Data excerpt:
BEGIN

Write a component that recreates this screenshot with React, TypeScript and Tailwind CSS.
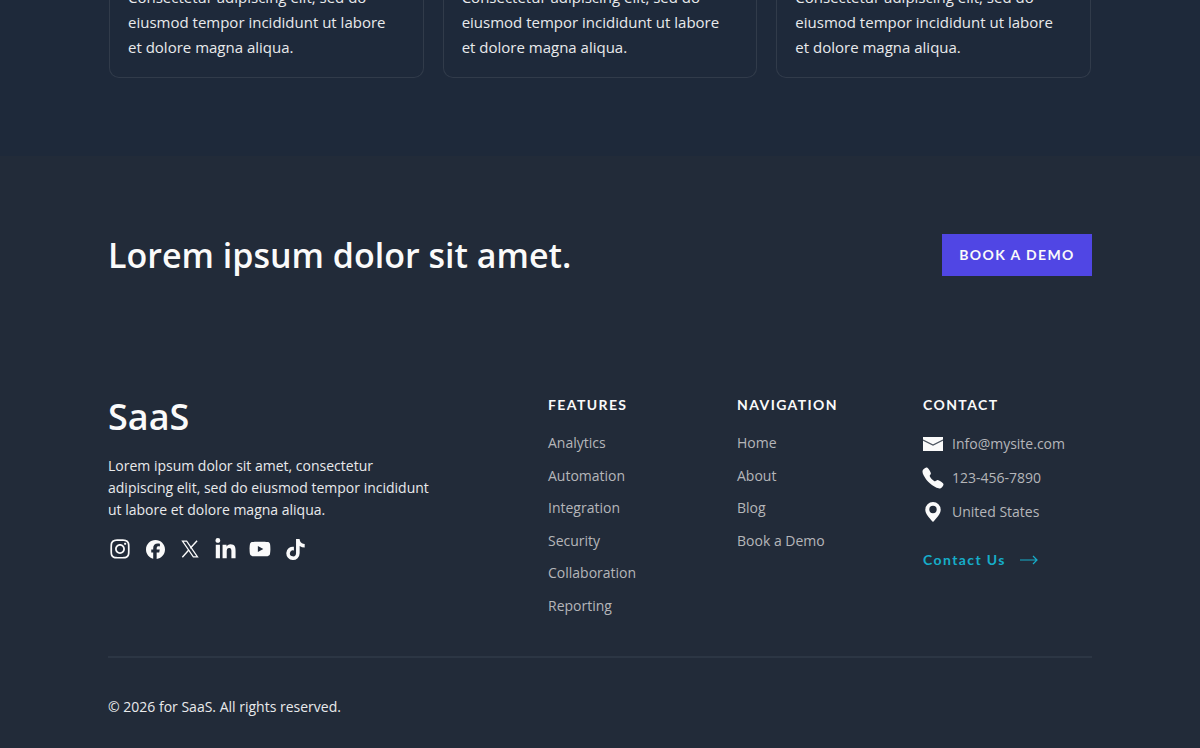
import React from "react";
import {
  FaFacebook,
  FaInstagram,
  FaLinkedinIn,
  FaTiktok,
  FaYoutube,
} from "react-icons/fa6";
import { IoCall } from "react-icons/io5";

interface LinkColumnProps {
  title: string;
  links: string[];
}

const cards = ["first", "second", "third"];

const features = [
  "Analytics",
  "Automation",
  "Integration",
  "Security",
  "Collaboration",
  "Reporting",
];

const navigation = ["Home", "About", "Blog", "Book a Demo"];

const XLogo = () => (
  <svg viewBox="0 0 24 24" className="size-5" fill="none" stroke="currentColor">
    <path d="M3 2.500h5L21 21.500h-5z" strokeWidth="1.500" />
    <path d="M20.500 2l-8.200 9M10.800 13L2.800 22" strokeWidth="1.700" />
  </svg>
);

const MailIcon = () => (
  <svg viewBox="0 0 20 14" className="h-[14px] w-5">
    <path d="M0 0h20v14H0z" fill="#fafafa" />
    <path d="M0 3l10 5 10-5" fill="none" stroke="#4b535f" strokeWidth="1.2" />
  </svg>
);

const PinIcon = () => (
  <svg viewBox="0 0 16 20" className="h-5 w-4">
    <path
      fillRule="evenodd"
      d="M8 0a7.700 7.700 0 0 1 7.700 7.700C15.700 11.500 12 15.500 8 20 4 15.500.3 11.500.3 7.700A7.700 7.700 0 0 1 8 0zm0 3.800a3.700 3.700 0 1 0 0 7.400 3.700 3.700 0 0 0 0-7.400z"
      fill="currentColor"
    />
  </svg>
);

const ArrowIcon = () => (
  <svg
    viewBox="0 0 18 10"
    className="h-[10px] w-[18px]"
    fill="none"
    stroke="currentColor"
    strokeWidth="1.2"
  >
    <path d="M0 5h17M13 1l4 4-4 4" />
  </svg>
);

const socials = [
  { name: "Instagram", icon: <FaInstagram className="size-[22px]" /> },
  { name: "Facebook", icon: <FaFacebook className="size-[19px]" /> },
  { name: "X", icon: <XLogo /> },
  { name: "LinkedIn", icon: <FaLinkedinIn className="size-[23px]" /> },
  { name: "YouTube", icon: <FaYoutube className="size-[22px]" /> },
  { name: "TikTok", icon: <FaTiktok className="size-[21px]" /> },
];

const contacts = [
  { text: "Info@mysite.com", href: "mailto:Info@mysite.com", icon: <MailIcon /> },
  { text: "123-456-7890", href: "tel:123-456-7890", icon: <IoCall className="size-6 shrink-0" /> },
  { text: "United States", href: "#location", icon: <PinIcon /> },
];

function LinkColumn({ title, links }: LinkColumnProps) {
  return (
    <nav aria-label={title}>
      <h3 className="font-['Lato',sans-serif] text-sm leading-5 font-bold tracking-widest">
        {title}
      </h3>
      <ul className="mt-[12px] grid h-[195px] grid-rows-6 items-center text-sm text-[#b5b6b9]">
        {links.map((link) => (
          <li key={link}>
            <a href="#" className="hover:text-white">
              {link}
            </a>
          </li>
        ))}
      </ul>
    </nav>
  );
}

export default function App() {
  return (
    <div className="min-h-screen bg-[#222b39] font-['Open_Sans',sans-serif] text-[#fafafa]">
      {/* Cards */}
      <section className="overflow-hidden bg-[#1e293a] pb-[78px]">
        <div className="mx-auto -mt-[15px] grid w-[82%] grid-cols-3 gap-[19px] px-px">
          {cards.map((card) => (
            <article
              key={card}
              className="rounded-b-[10px] border border-t-0 border-[#313b4a] px-[18px] pb-[17px] text-[15px] leading-[25px] text-[#e9eaec]"
            >
              <p>
                Consectetur adipiscing elit, sed do
                <br />
                eiusmod tempor incididunt ut labore
                <br />
                et dolore magna aliqua.
              </p>
            </article>
          ))}
        </div>
      </section>

      {/* Call to action */}
      <section className="mx-auto flex w-[82%] items-center justify-between pt-[78px]">
        <h2 className="text-[34px] leading-[42px] font-semibold">
          Lorem ipsum dolor sit amet.
        </h2>
        <button
          type="button"
          className="h-[42px] w-[150px] bg-[#5046e4] font-['Lato',sans-serif] text-sm font-bold tracking-widest"
        >
          BOOK A DEMO
        </button>
      </section>

      <footer className="mx-auto w-[82%] pt-[119px]">
        <div className="grid grid-cols-[440fr_189fr_186fr_169fr]">
          <div>
            <h2 className="text-4xl leading-[44px] font-semibold">SaaS</h2>
            <p className="mt-[16px] text-sm leading-[22px] text-[#e9eaec]">
              Lorem ipsum dolor sit amet, consectetur
              <br />
              adipiscing elit, sed do eiusmod tempor incididunt
              <br />
              ut labore et dolore magna aliqua.
            </p>
            <div className="mt-[16px] flex gap-[11px]">
              {socials.map(({ name, icon }) => (
                <a
                  key={name}
                  href="#"
                  aria-label={name}
                  className="flex size-6 items-center justify-center"
                >
                  {icon}
                </a>
              ))}
            </div>
          </div>

          <LinkColumn title="FEATURES" links={features} />
          <LinkColumn title="NAVIGATION" links={navigation} />

          <address className="not-italic">
            <h3 className="font-['Lato',sans-serif] text-sm leading-5 font-bold tracking-widest">
              CONTACT
            </h3>
            <ul className="mt-[12px] text-sm text-[#b5b6b9]">
              {contacts.map(({ text, href, icon }) => (
                <li key={text}>
                  <a href={href} className="flex h-[34px] items-center gap-[9px]">
                    <span className="flex w-5 justify-center text-[#fafafa]">{icon}</span>
                    {text}
                  </a>
                </li>
              ))}
            </ul>
            <a
              href="#contact"
              className="mt-[21px] flex items-center gap-[14px] font-['Lato',sans-serif] text-sm leading-5 font-bold tracking-widest text-[#16adc9]"
            >
              Contact Us
              <ArrowIcon />
            </a>
          </address>
        </div>

        <p className="mt-[34px] border-t-2 border-[#2c3644] pt-[39px] pb-[30px] text-sm leading-5 text-[#e9eaec]">
          © 2026 for SaaS. All rights reserved.
        </p>
      </footer>
    </div>
  );
}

END

Stated exercise: Reproduce the full listing above verbatim, with no pictures included.

Task answer:
Write a component that recreates this screenshot with React, TypeScript and Tailwind CSS.
import React from "react";
import {
  FaFacebook,
  FaInstagram,
  FaLinkedinIn,
  FaTiktok,
  FaYoutube,
} from "react-icons/fa6";
import { IoCall } from "react-icons/io5";

interface LinkColumnProps {
  title: string;
  links: string[];
}

const cards = ["first", "second", "third"];

const features = [
  "Analytics",
  "Automation",
  "Integration",
  "Security",
  "Collaboration",
  "Reporting",
];

const navigation = ["Home", "About", "Blog", "Book a Demo"];

const XLogo = () => (
  <svg viewBox="0 0 24 24" className="size-5" fill="none" stroke="currentColor">
    <path d="M3 2.500h5L21 21.500h-5z" strokeWidth="1.500" />
    <path d="M20.500 2l-8.200 9M10.800 13L2.800 22" strokeWidth="1.700" />
  </svg>
);

const MailIcon = () => (
  <svg viewBox="0 0 20 14" className="h-[14px] w-5">
    <path d="M0 0h20v14H0z" fill="#fafafa" />
    <path d="M0 3l10 5 10-5" fill="none" stroke="#4b535f" strokeWidth="1.2" />
  </svg>
);

const PinIcon = () => (
  <svg viewBox="0 0 16 20" className="h-5 w-4">
    <path
      fillRule="evenodd"
      d="M8 0a7.700 7.700 0 0 1 7.700 7.700C15.700 11.500 12 15.500 8 20 4 15.500.3 11.500.3 7.700A7.700 7.700 0 0 1 8 0zm0 3.800a3.700 3.700 0 1 0 0 7.400 3.700 3.700 0 0 0 0-7.400z"
      fill="currentColor"
    />
  </svg>
);

const ArrowIcon = () => (
  <svg
    viewBox="0 0 18 10"
    className="h-[10px] w-[18px]"
    fill="none"
    stroke="currentColor"
    strokeWidth="1.2"
  >
    <path d="M0 5h17M13 1l4 4-4 4" />
  </svg>
);

const socials = [
  { name: "Instagram", icon: <FaInstagram className="size-[22px]" /> },
  { name: "Facebook", icon: <FaFacebook className="size-[19px]" /> },
  { name: "X", icon: <XLogo /> },
  { name: "LinkedIn", icon: <FaLinkedinIn className="size-[23px]" /> },
  { name: "YouTube", icon: <FaYoutube className="size-[22px]" /> },
  { name: "TikTok", icon: <FaTiktok className="size-[21px]" /> },
];

const contacts = [
  { text: "Info@mysite.com", href: "mailto:Info@mysite.com", icon: <MailIcon /> },
  { text: "123-456-7890", href: "tel:123-456-7890", icon: <IoCall className="size-6 shrink-0" /> },
  { text: "United States", href: "#location", icon: <PinIcon /> },
];

function LinkColumn({ title, links }: LinkColumnProps) {
  return (
    <nav aria-label={title}>
      <h3 className="font-['Lato',sans-serif] text-sm leading-5 font-bold tracking-widest">
        {title}
      </h3>
      <ul className="mt-[12px] grid h-[195px] grid-rows-6 items-center text-sm text-[#b5b6b9]">
        {links.map((link) => (
          <li key={link}>
            <a href="#" className="hover:text-white">
              {link}
            </a>
          </li>
        ))}
      </ul>
    </nav>
  );
}

export default function App() {
  return (
    <div className="min-h-screen bg-[#222b39] font-['Open_Sans',sans-serif] text-[#fafafa]">
      {/* Cards */}
      <section className="overflow-hidden bg-[#1e293a] pb-[78px]">
        <div className="mx-auto -mt-[15px] grid w-[82%] grid-cols-3 gap-[19px] px-px">
          {cards.map((card) => (
            <article
              key={card}
              className="rounded-b-[10px] border border-t-0 border-[#313b4a] px-[18px] pb-[17px] text-[15px] leading-[25px] text-[#e9eaec]"
            >
              <p>
                Consectetur adipiscing elit, sed do
                <br />
                eiusmod tempor incididunt ut labore
                <br />
                et dolore magna aliqua.
              </p>
            </article>
          ))}
        </div>
      </section>

      {/* Call to action */}
      <section className="mx-auto flex w-[82%] items-center justify-between pt-[78px]">
        <h2 className="text-[34px] leading-[42px] font-semibold">
          Lorem ipsum dolor sit amet.
        </h2>
        <button
          type="button"
          className="h-[42px] w-[150px] bg-[#5046e4] font-['Lato',sans-serif] text-sm font-bold tracking-widest"
        >
          BOOK A DEMO
        </button>
      </section>

      <footer className="mx-auto w-[82%] pt-[119px]">
        <div className="grid grid-cols-[440fr_189fr_186fr_169fr]">
          <div>
            <h2 className="text-4xl leading-[44px] font-semibold">SaaS</h2>
            <p className="mt-[16px] text-sm leading-[22px] text-[#e9eaec]">
              Lorem ipsum dolor sit amet, consectetur
              <br />
              adipiscing elit, sed do eiusmod tempor incididunt
              <br />
              ut labore et dolore magna aliqua.
            </p>
            <div className="mt-[16px] flex gap-[11px]">
              {socials.map(({ name, icon }) => (
                <a
                  key={name}
                  href="#"
                  aria-label={name}
                  className="flex size-6 items-center justify-center"
                >
                  {icon}
                </a>
              ))}
            </div>
          </div>

          <LinkColumn title="FEATURES" links={features} />
          <LinkColumn title="NAVIGATION" links={navigation} />

          <address className="not-italic">
            <h3 className="font-['Lato',sans-serif] text-sm leading-5 font-bold tracking-widest">
              CONTACT
            </h3>
            <ul className="mt-[12px] text-sm text-[#b5b6b9]">
              {contacts.map(({ text, href, icon }) => (
                <li key={text}>
                  <a href={href} className="flex h-[34px] items-center gap-[9px]">
                    <span className="flex w-5 justify-center text-[#fafafa]">{icon}</span>
                    {text}
                  </a>
                </li>
              ))}
            </ul>
            <a
              href="#contact"
              className="mt-[21px] flex items-center gap-[14px] font-['Lato',sans-serif] text-sm leading-5 font-bold tracking-widest text-[#16adc9]"
            >
              Contact Us
              <ArrowIcon />
            </a>
          </address>
        </div>

        <p className="mt-[34px] border-t-2 border-[#2c3644] pt-[39px] pb-[30px] text-sm leading-5 text-[#e9eaec]">
          © 2026 for SaaS. All rights reserved.
        </p>
      </footer>
    </div>
  );
}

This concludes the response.